Which brings us to Donald Trump. The excitement of a possible breakthrough with North Korea is palpable. However, it is too early to crown any of his and Kim Jung Un’s initiatives as historically peacemaking. 

One book does not make a Nobel prize in literature. One summit meeting does not mean peace is breaking out all over. Will North Korea become less repressive? Will Trump become more tolerant toward the disadvantaged, including refugees and those seeking asylum, and less tolerant of dictators like Putin, Duterte, and Erdogan? 


Better Living Thru Chemistry: Did you see the report earlier this week on the classroom science experiment in a Tennessee high school that went awry and injured 17? (https://www.washingtonpost.com/news/education/wp/2018/05/09/a-classroom-science-experiment-turned-into-a-chemical-fire-injuring-17/?noredirect=on&utm_term=.1cefe2960fea)

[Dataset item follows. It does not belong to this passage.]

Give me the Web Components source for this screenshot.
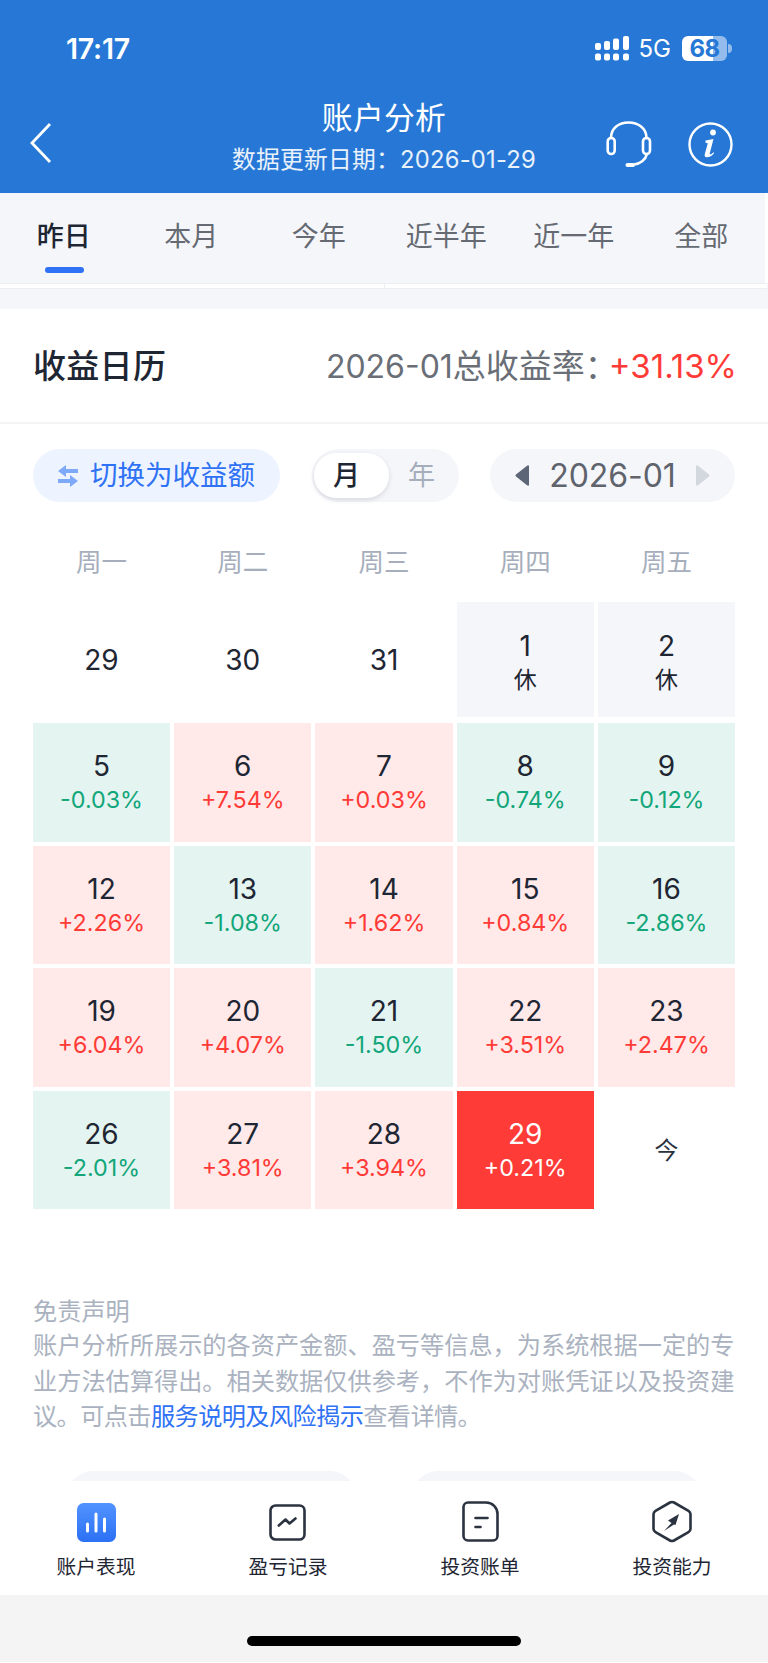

During my junior year in high school a chemistry laboratory demonstration blew up. It was quite common for our Jewish day school, Yeshivah of Flatbush, to hire retired or near retirement public school teachers to provide quality secular instruction. Mr. Nash had been hired the year before to teach biology. He was a crusty old man with a raspy voice, probably close to my current age of 69, with wisps of hair on an otherwise large, balding head. With no prior experience teaching chemistry Mr. Nash embarked on his new mission with the apparent tactic of staying one textbook chapter ahead of the class. 

The experiment of the day was to observe the reaction when water is mixed with sulfuric acid. You are supposed to add the acid to the water. But Mr. Nash did the reverse. When no discernible reaction occurred, a few students suggested he add more water. 

He did, causing a most violent reaction. The glass beaker containing the sulfuric acid exploded, sending shards across the room. Several students were injured, none seriously. There was lots of smoke and a severely bruised teacher’s ego.